● SET TASK:
Return each line of the listing below, unchanged, and omit the images.

● PROVIDED MATERIAL:
::::::

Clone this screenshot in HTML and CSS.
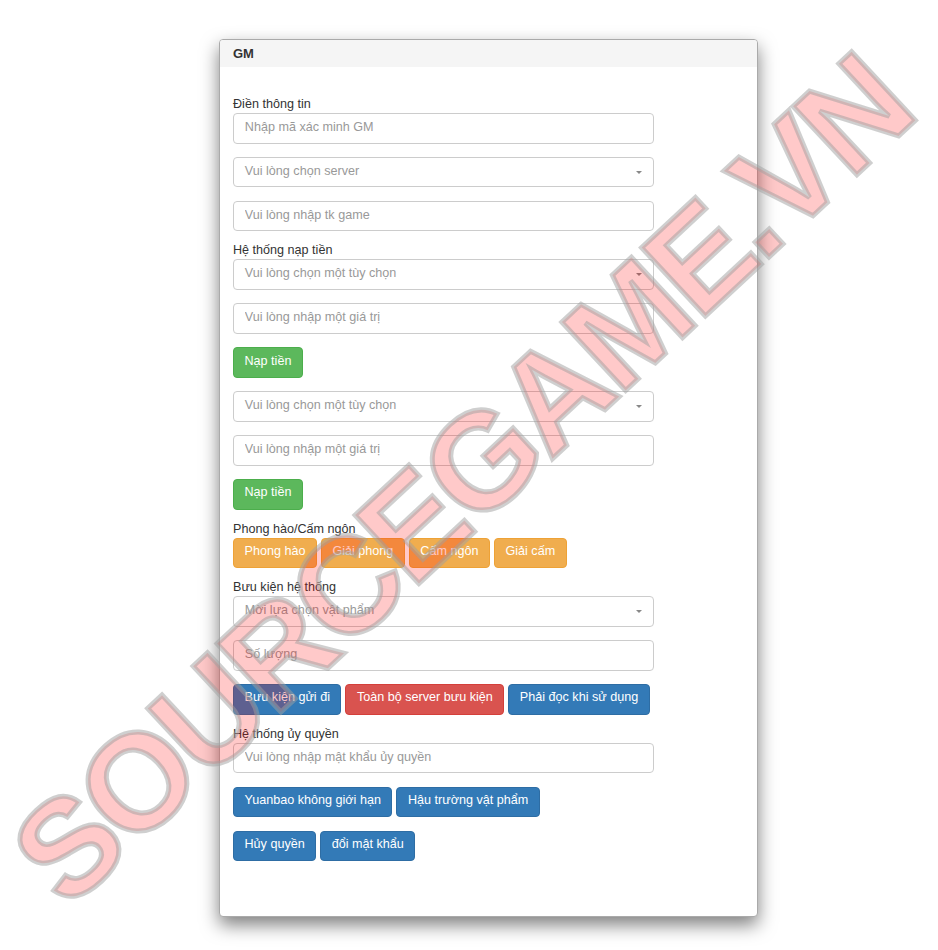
FILE: index.html
```html
<!DOCTYPE html>
<html lang="vi">
<head>
<meta charset="utf-8">
<title>GM</title>
<link rel="stylesheet" href="styles.css">
</head>
<body>
<div class="panel">
  <div class="panel-heading">GM</div>
  <div class="panel-body">
    <form class="form">
      <label class="label">Điền thông tin</label>
      <input class="control" placeholder="Nhập mã xác minh GM">
      <div class="control select"><span>Vui lòng chọn server</span><i class="caret"></i></div>
      <input class="control" placeholder="Vui lòng nhập tk game">
      <label class="label">Hệ thống nạp tiền</label>
      <div class="control select"><span>Vui lòng chọn một tùy chọn</span><i class="caret"></i></div>
      <input class="control" placeholder="Vui lòng nhập một giá trị">
      <div class="actions"><button type="button" class="btn green">Nạp tiền</button></div>
      <div class="control select"><span>Vui lòng chọn một tùy chọn</span><i class="caret"></i></div>
      <input class="control" placeholder="Vui lòng nhập một giá trị">
      <div class="actions"><button type="button" class="btn green">Nạp tiền</button></div>
      <label class="label">Phong hào/Cấm ngôn</label>
      <div class="actions">
        <button type="button" class="btn orange">Phong hào</button>
        <button type="button" class="btn orange">Giải phong</button>
        <button type="button" class="btn orange">Cấm ngôn</button>
        <button type="button" class="btn orange">Giải cấm</button>
      </div>
      <label class="label">Bưu kiện hệ thống</label>
      <div class="control select"><span>Mời lựa chọn vật phẩm</span><i class="caret"></i></div>
      <input class="control" placeholder="Số lượng">
      <div class="actions">
        <button type="button" class="btn blue">Bưu kiện gửi đi</button>
        <button type="button" class="btn red">Toàn bộ server bưu kiện</button>
        <button type="button" class="btn blue">Phải đọc khi sử dụng</button>
      </div>
      <label class="label">Hệ thống ủy quyền</label>
      <input class="control" placeholder="Vui lòng nhập mật khẩu ủy quyền">
      <div class="actions">
        <button type="button" class="btn blue">Yuanbao không giới hạn</button>
        <button type="button" class="btn blue">Hậu trường vật phẩm</button>
      </div>
      <div class="actions">
        <button type="button" class="btn blue">Hủy quyền</button>
        <button type="button" class="btn blue">đổi mật khẩu</button>
      </div>
    </form>
  </div>
</div>
<svg class="watermark" width="938" height="950" viewBox="0 0 938 950" aria-hidden="true">
  <text class="watermark-text" x="0" y="0" transform="translate(460 478) rotate(-43) translate(0 49)" text-anchor="middle">SOURCEGAME.VN</text>
</svg>
</body>
</html>
```
FILE: styles.css
```css
* { box-sizing: border-box; }
html, body { margin: 0; height: 950px; overflow: hidden; background: #fff; }
body {
  padding: 39px 0 0 219px;
  font-family: "Liberation Sans", Arial, sans-serif;
  font-size: 12.6px;
  color: #333;
}
.panel {
  width: 539px;
  height: 878px;
  background: #fff;
  border: 1px solid #aaa;
  border-radius: 4px;
  box-shadow: 0 8px 18px rgba(0, 0, 0, .5);
  overflow: hidden;
}
.panel-heading {
  height: 27px;
  padding: 0 13px;
  background: #f5f5f5;
  font-size: 13px;
  font-weight: bold;
  line-height: 27px;
  color: #333;
}
.panel-body { padding: 28px 13px 0; }
.form { width: 421px; display: flex; flex-direction: column; }
.label { display: block; height: 18px; margin-top: -3.2px; line-height: 18px; color: #333; }
.label:first-child { margin-top: 0; }
.control {
  display: block;
  width: 100%;
  height: 30.6px;
  padding: 0 10.8px 3px;
  margin-bottom: 13.3px;
  border: 1px solid #ccc;
  border-radius: 4px;
  background: #fff;
  font: 12.6px "Liberation Sans", Arial, sans-serif;
  color: #999;
  outline: none;
}
.control::placeholder { color: #999; opacity: 1; }
.select { display: flex; align-items: center; justify-content: space-between; }
.caret {
  width: 0;
  height: 0;
  margin-top: 3px;
  border-left: 3px solid transparent;
  border-right: 3px solid transparent;
  border-top: 3px solid #888;
}
.actions { display: flex; gap: 4px; margin-bottom: 13.3px; }
.btn {
  height: 30.6px;
  padding: 0 10.5px 4px;
  border: 1px solid transparent;
  border-radius: 4px;
  font: 12.6px "Liberation Sans", Arial, sans-serif;
  color: #fff;
  white-space: nowrap;
}
.green { background: #5cb85c; border-color: #4cae4c; }
.orange { background: #f0ad4e; border-color: #eea236; }
.blue { background: #337ab7; border-color: #2e6da4; }
.red { background: #d9534f; border-color: #d43f3a; }
.watermark { position: absolute; left: 0; top: 0; pointer-events: none; }
.watermark-text {
  font-family: "Liberation Sans", Arial, sans-serif;
  font-weight: bold;
  font-size: 136px;
  letter-spacing: -4px;
  fill: rgba(255, 0, 0, .21);
  stroke: rgba(160, 160, 160, .5);
  stroke-width: 5px;
}
```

::::::

● FULL SOLUTION:
Clone this screenshot in HTML and CSS.
FILE: index.html
```html
<!DOCTYPE html>
<html lang="vi">
<head>
<meta charset="utf-8">
<title>GM</title>
<link rel="stylesheet" href="styles.css">
</head>
<body>
<div class="panel">
  <div class="panel-heading">GM</div>
  <div class="panel-body">
    <form class="form">
      <label class="label">Điền thông tin</label>
      <input class="control" placeholder="Nhập mã xác minh GM">
      <div class="control select"><span>Vui lòng chọn server</span><i class="caret"></i></div>
      <input class="control" placeholder="Vui lòng nhập tk game">
      <label class="label">Hệ thống nạp tiền</label>
      <div class="control select"><span>Vui lòng chọn một tùy chọn</span><i class="caret"></i></div>
      <input class="control" placeholder="Vui lòng nhập một giá trị">
      <div class="actions"><button type="button" class="btn green">Nạp tiền</button></div>
      <div class="control select"><span>Vui lòng chọn một tùy chọn</span><i class="caret"></i></div>
      <input class="control" placeholder="Vui lòng nhập một giá trị">
      <div class="actions"><button type="button" class="btn green">Nạp tiền</button></div>
      <label class="label">Phong hào/Cấm ngôn</label>
      <div class="actions">
        <button type="button" class="btn orange">Phong hào</button>
        <button type="button" class="btn orange">Giải phong</button>
        <button type="button" class="btn orange">Cấm ngôn</button>
        <button type="button" class="btn orange">Giải cấm</button>
      </div>
      <label class="label">Bưu kiện hệ thống</label>
      <div class="control select"><span>Mời lựa chọn vật phẩm</span><i class="caret"></i></div>
      <input class="control" placeholder="Số lượng">
      <div class="actions">
        <button type="button" class="btn blue">Bưu kiện gửi đi</button>
        <button type="button" class="btn red">Toàn bộ server bưu kiện</button>
        <button type="button" class="btn blue">Phải đọc khi sử dụng</button>
      </div>
      <label class="label">Hệ thống ủy quyền</label>
      <input class="control" placeholder="Vui lòng nhập mật khẩu ủy quyền">
      <div class="actions">
        <button type="button" class="btn blue">Yuanbao không giới hạn</button>
        <button type="button" class="btn blue">Hậu trường vật phẩm</button>
      </div>
      <div class="actions">
        <button type="button" class="btn blue">Hủy quyền</button>
        <button type="button" class="btn blue">đổi mật khẩu</button>
      </div>
    </form>
  </div>
</div>
<svg class="watermark" width="938" height="950" viewBox="0 0 938 950" aria-hidden="true">
  <text class="watermark-text" x="0" y="0" transform="translate(460 478) rotate(-43) translate(0 49)" text-anchor="middle">SOURCEGAME.VN</text>
</svg>
</body>
</html>
```
FILE: styles.css
```css
* { box-sizing: border-box; }
html, body { margin: 0; height: 950px; overflow: hidden; background: #fff; }
body {
  padding: 39px 0 0 219px;
  font-family: "Liberation Sans", Arial, sans-serif;
  font-size: 12.6px;
  color: #333;
}
.panel {
  width: 539px;
  height: 878px;
  background: #fff;
  border: 1px solid #aaa;
  border-radius: 4px;
  box-shadow: 0 8px 18px rgba(0, 0, 0, .5);
  overflow: hidden;
}
.panel-heading {
  height: 27px;
  padding: 0 13px;
  background: #f5f5f5;
  font-size: 13px;
  font-weight: bold;
  line-height: 27px;
  color: #333;
}
.panel-body { padding: 28px 13px 0; }
.form { width: 421px; display: flex; flex-direction: column; }
.label { display: block; height: 18px; margin-top: -3.2px; line-height: 18px; color: #333; }
.label:first-child { margin-top: 0; }
.control {
  display: block;
  width: 100%;
  height: 30.6px;
  padding: 0 10.8px 3px;
  margin-bottom: 13.3px;
  border: 1px solid #ccc;
  border-radius: 4px;
  background: #fff;
  font: 12.6px "Liberation Sans", Arial, sans-serif;
  color: #999;
  outline: none;
}
.control::placeholder { color: #999; opacity: 1; }
.select { display: flex; align-items: center; justify-content: space-between; }
.caret {
  width: 0;
  height: 0;
  margin-top: 3px;
  border-left: 3px solid transparent;
  border-right: 3px solid transparent;
  border-top: 3px solid #888;
}
.actions { display: flex; gap: 4px; margin-bottom: 13.3px; }
.btn {
  height: 30.6px;
  padding: 0 10.5px 4px;
  border: 1px solid transparent;
  border-radius: 4px;
  font: 12.6px "Liberation Sans", Arial, sans-serif;
  color: #fff;
  white-space: nowrap;
}
.green { background: #5cb85c; border-color: #4cae4c; }
.orange { background: #f0ad4e; border-color: #eea236; }
.blue { background: #337ab7; border-color: #2e6da4; }
.red { background: #d9534f; border-color: #d43f3a; }
.watermark { position: absolute; left: 0; top: 0; pointer-events: none; }
.watermark-text {
  font-family: "Liberation Sans", Arial, sans-serif;
  font-weight: bold;
  font-size: 136px;
  letter-spacing: -4px;
  fill: rgba(255, 0, 0, .21);
  stroke: rgba(160, 160, 160, .5);
  stroke-width: 5px;
}
```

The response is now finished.